Incorporating Lightning Dust duo Wells and Webber (on drums and vocals respectively), the band is a five-piece, comprising Vancouver singer/songwriter Stephen McBean (regarded as the brains behind the operation) and fellow local musicians Matthew Camirand and Jeremy Schmidt. As one can tell from the onset, this lot are not just latching onto “another (Canadian) pop explosion”. They’re occasionally reminiscent of Tennessee quartet Kings of Leon, but exhibit modern influences like Queens of the Stone Age, with standout offerings recalling the influences of Zeppelin, Cream, The Rolling Stones and even a bit of Lou Reed and the Velvet Underground.
Black Mountain’s psychedelic set combines an innovative style of slow rock, stoner rock, or whatever you want to call it, and inwardly inspired tracks’ swoon about vocal lendings and ever so complicated instrumental collaborations. Their collectivist backgrounds shine through whole-heartedly, weaving through their different influences; their set seems more like an elongated jam session than a series of actual songs. But don’t get me wrong: they have a structured sound that lends to McBean’s songwriting genius, and the band’s varied experiences. Despite the altogether different sound that is presented on their self-titled album, if you’re into a bit of ‘60s- and ‘70s-influenced rock, they’re definitely a band worth checking out.

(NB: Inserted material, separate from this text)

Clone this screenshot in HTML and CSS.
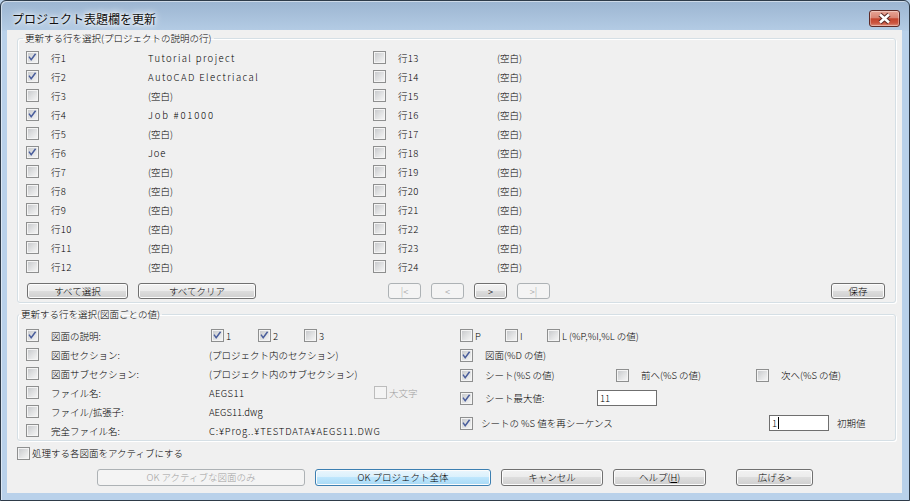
FILE: index.html
```html
<!DOCTYPE html>
<html lang="ja">
<head>
    <meta charset="UTF-8">
    <title>プロジェクト表題欄を更新</title>
    <link rel="stylesheet" href="styles.css">
</head>
<body>
    <div class="ventana">
        <div class="barra-titulo">
            <span class="titulo">プロジェクト表題欄を更新</span>
            <div class="cerrar">
                <svg viewBox="0 0 29 15" width="29" height="15">
                    <path class="x-borde" d="M10 3.5l9 8M19 3.5l-9 8"/>
                    <path class="x-blanco" d="M10 3.5l9 8M19 3.5l-9 8"/>
                </svg>
            </div>
        </div>

        <div class="cliente">
            <!-- filas del proyecto -->
            <fieldset class="grupo grupo-filas">
                <legend>更新する行を選択(プロジェクトの説明の行)</legend>
                <div class="columnas">
                    <div class="columna izquierda">
                        <div class="fila"><span class="cb on"><svg viewBox="0 0 11 11"><path d="M2 4.6l2.2 3.2 4.4-6"/></svg></span><span class="num">行1</span><span class="valor ancho">Tutorial project</span></div>
                        <div class="fila"><span class="cb on"><svg viewBox="0 0 11 11"><path d="M2 4.6l2.2 3.2 4.4-6"/></svg></span><span class="num">行2</span><span class="valor ancho">AutoCAD Electriacal</span></div>
                        <div class="fila"><span class="cb"></span><span class="num">行3</span><span class="valor">(空白)</span></div>
                        <div class="fila"><span class="cb on"><svg viewBox="0 0 11 11"><path d="M2 4.6l2.2 3.2 4.4-6"/></svg></span><span class="num">行4</span><span class="valor muy-ancho">Job #01000</span></div>
                        <div class="fila"><span class="cb"></span><span class="num">行5</span><span class="valor">(空白)</span></div>
                        <div class="fila"><span class="cb on"><svg viewBox="0 0 11 11"><path d="M2 4.6l2.2 3.2 4.4-6"/></svg></span><span class="num">行6</span><span class="valor latin">Joe</span></div>
                        <div class="fila"><span class="cb"></span><span class="num">行7</span><span class="valor">(空白)</span></div>
                        <div class="fila"><span class="cb"></span><span class="num">行8</span><span class="valor">(空白)</span></div>
                        <div class="fila"><span class="cb"></span><span class="num">行9</span><span class="valor">(空白)</span></div>
                        <div class="fila"><span class="cb"></span><span class="num">行10</span><span class="valor">(空白)</span></div>
                        <div class="fila"><span class="cb"></span><span class="num">行11</span><span class="valor">(空白)</span></div>
                        <div class="fila"><span class="cb"></span><span class="num">行12</span><span class="valor">(空白)</span></div>
                    </div>
                    <div class="columna derecha">
                        <div class="fila"><span class="cb"></span><span class="num">行13</span><span class="valor">(空白)</span></div>
                        <div class="fila"><span class="cb"></span><span class="num">行14</span><span class="valor">(空白)</span></div>
                        <div class="fila"><span class="cb"></span><span class="num">行15</span><span class="valor">(空白)</span></div>
                        <div class="fila"><span class="cb"></span><span class="num">行16</span><span class="valor">(空白)</span></div>
                        <div class="fila"><span class="cb"></span><span class="num">行17</span><span class="valor">(空白)</span></div>
                        <div class="fila"><span class="cb"></span><span class="num">行18</span><span class="valor">(空白)</span></div>
                        <div class="fila"><span class="cb"></span><span class="num">行19</span><span class="valor">(空白)</span></div>
                        <div class="fila"><span class="cb"></span><span class="num">行20</span><span class="valor">(空白)</span></div>
                        <div class="fila"><span class="cb"></span><span class="num">行21</span><span class="valor">(空白)</span></div>
                        <div class="fila"><span class="cb"></span><span class="num">行22</span><span class="valor">(空白)</span></div>
                        <div class="fila"><span class="cb"></span><span class="num">行23</span><span class="valor">(空白)</span></div>
                        <div class="fila"><span class="cb"></span><span class="num">行24</span><span class="valor">(空白)</span></div>
                    </div>
                </div>
                <div class="fila-botones">
                    <button class="btn btn-todo">すべて選択</button>
                    <button class="btn btn-limpiar">すべてクリア</button>
                    <div class="nav">
                        <button class="btn btn-nav" disabled>|&lt;</button>
                        <button class="btn btn-nav" disabled>&lt;</button>
                        <button class="btn btn-nav">&gt;</button>
                        <button class="btn btn-nav" disabled>&gt;|</button>
                    </div>
                    <button class="btn btn-guardar">保存</button>
                </div>
            </fieldset>

            <!-- valores por dibujo -->
            <fieldset class="grupo grupo-dibujo">
                <legend>更新する行を選択(図面ごとの値)</legend>
                <div class="mitades">
                    <div class="mitad-izq">
                        <div class="fila">
                            <span class="cb on"><svg viewBox="0 0 11 11"><path d="M2 4.6l2.2 3.2 4.4-6"/></svg></span><span class="etiqueta">図面の説明:</span>
                            <span class="opcion op1"><span class="cb on"><svg viewBox="0 0 11 11"><path d="M2 4.6l2.2 3.2 4.4-6"/></svg></span><span class="op-txt">1</span></span>
                            <span class="opcion op2"><span class="cb on"><svg viewBox="0 0 11 11"><path d="M2 4.6l2.2 3.2 4.4-6"/></svg></span><span class="op-txt">2</span></span>
                            <span class="opcion"><span class="cb"></span><span class="op-txt">3</span></span>
                        </div>
                        <div class="fila"><span class="cb"></span><span class="etiqueta">図面セクション:</span><span class="valor">(プロジェクト内のセクション)</span></div>
                        <div class="fila"><span class="cb"></span><span class="etiqueta">図面サブセクション:</span><span class="valor">(プロジェクト内のサブセクション)</span></div>
                        <div class="fila">
                            <span class="cb"></span><span class="etiqueta">ファイル名:</span><span class="valor valor-archivo">AEGS11</span>
                            <span class="cb off"></span><span class="op-txt deshabilitado">大文字</span>
                        </div>
                        <div class="fila"><span class="cb"></span><span class="etiqueta">ファイル/拡張子:</span><span class="valor">AEGS11.dwg</span></div>
                        <div class="fila"><span class="cb"></span><span class="etiqueta">完全ファイル名:</span><span class="valor latin">C:¥Prog..¥TESTDATA¥AEGS11.DWG</span></div>
                    </div>
                    <div class="mitad-der">
                        <div class="fila f1">
                            <span class="opcion op-p"><span class="cb"></span><span class="op-txt">P</span></span>
                            <span class="opcion op-i"><span class="cb"></span><span class="op-txt">I</span></span>
                            <span class="opcion"><span class="cb"></span><span class="op-txt">L (%P,%I,%L の値)</span></span>
                        </div>
                        <div class="fila f2">
                            <span class="cb on"><svg viewBox="0 0 11 11"><path d="M2 4.6l2.2 3.2 4.4-6"/></svg></span><span class="etq">図面(%D の値)</span>
                        </div>
                        <div class="fila f3">
                            <span class="item item-hoja"><span class="cb on"><svg viewBox="0 0 11 11"><path d="M2 4.6l2.2 3.2 4.4-6"/></svg></span><span class="etq">シート(%S の値)</span></span>
                            <span class="item item-prev"><span class="cb"></span><span class="etq">前へ(%S の値)</span></span>
                            <span class="item"><span class="cb"></span><span class="etq">次へ(%S の値)</span></span>
                        </div>
                        <div class="fila f4">
                            <span class="item item-max"><span class="cb on"><svg viewBox="0 0 11 11"><path d="M2 4.6l2.2 3.2 4.4-6"/></svg></span><span class="etq">シート最大値:</span></span>
                            <span class="caja">11</span>
                        </div>
                        <div class="fila f5">
                            <span class="item item-sec"><span class="cb on"><svg viewBox="0 0 11 11"><path d="M2 4.6l2.2 3.2 4.4-6"/></svg></span><span class="etq etq-sec">シートの %S 値を再シーケンス</span></span>
                            <span class="caja">1<span class="cursor"></span></span>
                            <span class="inicial">初期値</span>
                        </div>
                    </div>
                </div>
            </fieldset>

            <div class="activar">
                <span class="cb"></span><span class="activar-txt">処理する各図面をアクティブにする</span>
            </div>

            <div class="acciones">
                <button class="btn btn-activo" disabled>OK アクティブな図面のみ</button>
                <button class="btn btn-defecto">OK プロジェクト全体</button>
                <button class="btn btn-cancelar">キャンセル</button>
                <button class="btn btn-ayuda">ヘルプ(<u>H</u>)</button>
                <button class="btn btn-ampliar">広げる&gt;</button>
            </div>
        </div>
    </div>
</body>
</html>
```

FILE: styles.css
```css
body {
    margin: 0;
    background-color: #b9d1ea;
    font-family: "Noto Sans CJK JP", "Noto Sans", sans-serif;
    font-size: 9.5px;
    font-weight: 300;
    color: #000;
}

.ventana {
    width: 910px;
    height: 501px;
    box-sizing: border-box;
    border: 1px solid #2e3b49;
    border-radius: 6px 6px 0 0;
    background: linear-gradient(#9cb5d1 0px, #b3cbe4 29px, #b9d1ea 30px, #b9d1ea 100%);
    box-shadow: inset 1px 1px 0 rgba(255, 255, 255, 0.5);
    overflow: hidden;
}

.barra-titulo {
    height: 29px;
    display: flex;
    align-items: flex-start;
    justify-content: space-between;
}

.titulo {
    margin: 10px 0 0 11px;
    font-size: 12px;
    font-weight: 400;
    line-height: 16px;
    color: #101010;
    text-shadow: 0 0 6px #fff, 0 0 10px #fff, 0 0 3px #fff;
}

.cerrar {
    width: 29px;
    height: 15px;
    margin: 9px 9px 0 0;
    border: 1px solid #5e2a26;
    border-radius: 3px;
    background: linear-gradient(#e7a596 0%, #d98574 45%, #c4452e 52%, #cb553f 80%, #df8e7c 100%);
    box-shadow: inset 0 0 0 1px rgba(255, 255, 255, 0.35);
}

.cerrar svg {
    display: block;
}

.x-borde {
    fill: none;
    stroke: #5a2b28;
    stroke-width: 4.6;
}

.x-blanco {
    fill: none;
    stroke: #fff;
    stroke-width: 2.6;
}

.cliente {
    height: 463px;
    margin: 0 7px 0 6px;
    box-sizing: border-box;
    padding: 2px 6px 7px 10px;
    background-color: #f0f0f0;
}

/* cajas de grupo */
.grupo {
    margin: 0;
    min-width: 0;
    border: 1px solid #d5dfe5;
    border-radius: 3px;
    box-shadow: inset 1px 1px 0 #fff, 1px 1px 0 #fff;
    padding: 4px 8px 3px 8px;
}

.grupo legend {
    padding: 0 2px;
    margin-left: -3px;
    line-height: 12px;
}

.grupo-dibujo {
    margin-top: 5px;
    padding: 6px 8px 0 8px;
}

.grupo-dibujo legend {
    margin-left: -7px;
}

.fila {
    display: flex;
    align-items: center;
    height: 19px;
    white-space: nowrap;
}

/* casillas */
.cb {
    display: block;
    flex: none;
    width: 11px;
    height: 11px;
    border: 1px solid #8e8f8f;
    background: linear-gradient(135deg, #c4c6c9 0%, #e2e3e4 55%, #f8f8f8 100%);
    box-shadow: inset 0 0 0 1px #f4f4f4;
}

.cb svg {
    display: block;
    width: 11px;
    height: 11px;
}

.cb path {
    fill: none;
    stroke: #4a5e9c;
    stroke-width: 1.5;
}

.cb.off {
    border-color: #bcbcbc;
    background: #f4f4f4;
    box-shadow: none;
}

.columnas {
    display: flex;
}

.columna.izquierda {
    width: 347px;
}

.num {
    margin-left: 12px;
    width: 97px;
    letter-spacing: 0.3px;
}

.derecha .num {
    width: 99px;
}

.latin {
    letter-spacing: 0.8px;
}

.ancho {
    letter-spacing: 1.4px;
}

.muy-ancho {
    letter-spacing: 1.8px;
}

.valor-archivo {
    letter-spacing: 0.4px;
}

/* botones */
.btn {
    box-sizing: border-box;
    height: 16px;
    padding: 0;
    border: 1px solid #707070;
    border-radius: 3px;
    background: linear-gradient(#f2f2f2 0%, #ebebeb 50%, #dddddd 50%, #cfcfcf 100%);
    box-shadow: inset 0 0 0 1px #fcfcfc;
    font-family: "Noto Sans CJK JP", "Noto Sans", sans-serif;
    font-size: 9.5px;
    font-weight: 300;
    line-height: 14px;
    color: #000;
    text-align: center;
}

.btn:disabled {
    border-color: #adb2b5;
    background: #f4f4f4;
    box-shadow: none;
    color: #a0a0a0;
}

.fila-botones {
    display: flex;
    margin-top: 7px;
}

.btn-todo {
    width: 101px;
    margin-left: 1px;
}

.btn-limpiar {
    width: 118px;
    margin-left: 10px;
}

.nav {
    display: flex;
    gap: 10px;
    margin-left: 132px;
}

.btn-nav {
    width: 33px;
}

.btn-guardar {
    width: 54px;
    margin-left: auto;
    margin-right: 2px;
}

/* grupo de dibujo */
.mitades {
    display: flex;
}

.mitad-izq {
    width: 434px;
}

.mitad-der {
    flex: 1;
}

.etiqueta {
    margin-left: 12px;
    width: 158px;
}

.opcion {
    display: flex;
    align-items: center;
}

.op1 {
    width: 47px;
    margin-left: 2px;
}

.op2 {
    width: 46px;
}

.op-txt {
    margin-left: 2px;
}

.valor-archivo {
    width: 165px;
}

.deshabilitado {
    color: #a0a0a0;
}

.mitad-der .f2,
.mitad-der .f3 {
    height: 20px;
}

.mitad-der .f4 {
    height: 26px;
}

.mitad-der .f5 {
    height: 24px;
}

.op-p {
    width: 45px;
}

.op-i {
    width: 42px;
}

.item {
    display: flex;
    align-items: center;
}

.etq {
    margin-left: 12px;
}

.item-hoja {
    width: 156px;
}

.item-prev {
    width: 140px;
}

.item-max {
    width: 137px;
}

.item-sec {
    width: 309px;
}

.etq-sec {
    margin-left: 8px;
}

.caja {
    display: flex;
    align-items: center;
    box-sizing: border-box;
    width: 60px;
    height: 16px;
    padding-left: 2px;
    border: 1px solid #6f6f6f;
    background: #fff;
}

.cursor {
    width: 1px;
    height: 12px;
    margin-left: 1px;
    background: #000;
}

.inicial {
    margin-left: 8px;
}

.activar {
    display: flex;
    align-items: center;
    height: 18px;
    margin-top: 3px;
}

.activar-txt {
    margin-left: 2px;
}

.acciones {
    display: flex;
    margin-top: 7px;
    padding-left: 80px;
}

.acciones .btn {
    height: 17px;
    line-height: 15px;
    margin-right: 10px;
}

.btn-activo {
    width: 208px;
}

.btn-defecto {
    width: 176px;
    border-color: #3c7fb1 !important;
    background: linear-gradient(#eaf6fd 0%, #d9f0fc 50%, #bee6fd 50%, #a7d9f5 100%) !important;
}

.btn-cancelar {
    width: 102px;
}

.btn-ayuda {
    width: 93px;
}

.acciones .btn-ayuda {
    margin-right: 30px;
}

.btn-ampliar {
    width: 77px;
}
```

There’s one reason and one reason alone that makes these mini-festivals so popular: diversity. There’s something for everyone. From Hot Hot Heat’s poppy, synth-driven electro-rock,and Doiron’s melodic, swooping, vocally-driven harmonics to Daniel Snaith’s electronic, synthy grievances and Black Mountain’s slowly wailing repertoire, there really is something for all in attendance, whatever their tastes. We take the train back to Amsterdam chock-full of musical goodness. As the train lurches forth toward the city of winding canals and blatant gratuitousness, we let it all soak in, band by harmonious band.